Every day, I tried to get up the nerve to introduce myself. When I would walk from the stage to my dressing room or school room, I would do it slowly, looking at their stage door, hoping to catch a glimpse of Mister Spock, or Doctor McCoy, or even the legendary Captain Kirk. The few times they did appear, though, I could never find the courage to approach them.

This went on for about six weeks.

Word got around our set that I was too chicken to introduce myself to the original series actors. It became something of a joke, and the crew began to give me some good-natured ribbing about my reluctance. Next Generation was immensely popular at the time, and I was still riding high on the success of Stand by Me. They couldn't understand why I was so intimidated by these actors – my face was splashed across the cover of every teen magazine in print.

Why was I so intimidated? I was a 16 year-old geek, with a chance to meet The Big Three from Star Trek. You do the math.

One afternoon, while I was sitting outside stage 9 talking with Mandy, my costumer, they opened the huge stage door across the way, and I could see right into the set of Star Trek V. It was a large area, like a cargo bay, filled with extras and equipment. It was quite different from our set, but it was unmistakably The Enterprise. Standing in the middle of it all was William Shatner. He held a script open like it was a holy text. The way he gestured with his hands, I could tell that he was setting up a shot and discussing it with the camera crew.

I waited for the familiar rush of nerves, but it didn't come. Seeing him as a director and not as Captain Kirk put me at ease. I knew that this was my moment. If I didn't walk over and introduce myself right then, I would never do it.

I was wearing the grey "acting ensign" space suit. That costume was quite uncomfortable, so I'd take the top half off whenever I got the chance. Because it was a jumpsuit, I would tie the sleeves around my waist, and wear a lightweight fleece jacket, zipped up to cover the embarrassing muscle suit the producers had me wear.

We all wore those muscle suits, but I think I was the most traumatized by it. I've always been a very slight person without much muscle mass (even now, at age 30, I weigh 145 pounds at 5'10"wink and having to wear all that thick padding did little to improve my fragile teenage self esteem.

I turned to Mandy, and took off my fleece. I asked her to zip up my spacesuit, and fasten the collar. If I was going to meet William Shatner, I was going to do it looking as "Starfleet regulation" as I could.

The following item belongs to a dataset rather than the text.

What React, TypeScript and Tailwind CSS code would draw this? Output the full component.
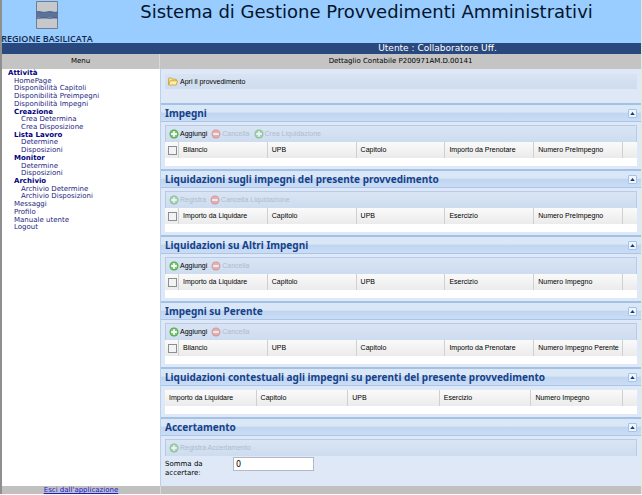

She made sure my costume looked good enough for camera, and wished me good luck. I got a high-five from one of the teamsters as I confidently walked across the street and into the cargo bay of the Enterprise 1701-A.

It took about eight steps for my confidence to evaporate. Surrounded by extras in Starfleet dress, standing next to a shuttlecraft, William Shatner the director, was immediately transformed into Captain Kirk, the intergalactic legend. I was transformed from Wil Wheaton, fellow actor and film industry professional, into Wil Wheaton, the drooling fanboy and Star Trek geek.

I looked around. I guess I blended in well, because nobody had noticed me. I turned to make my escape, and bumped into a still photographer who had worked on TNG the first season.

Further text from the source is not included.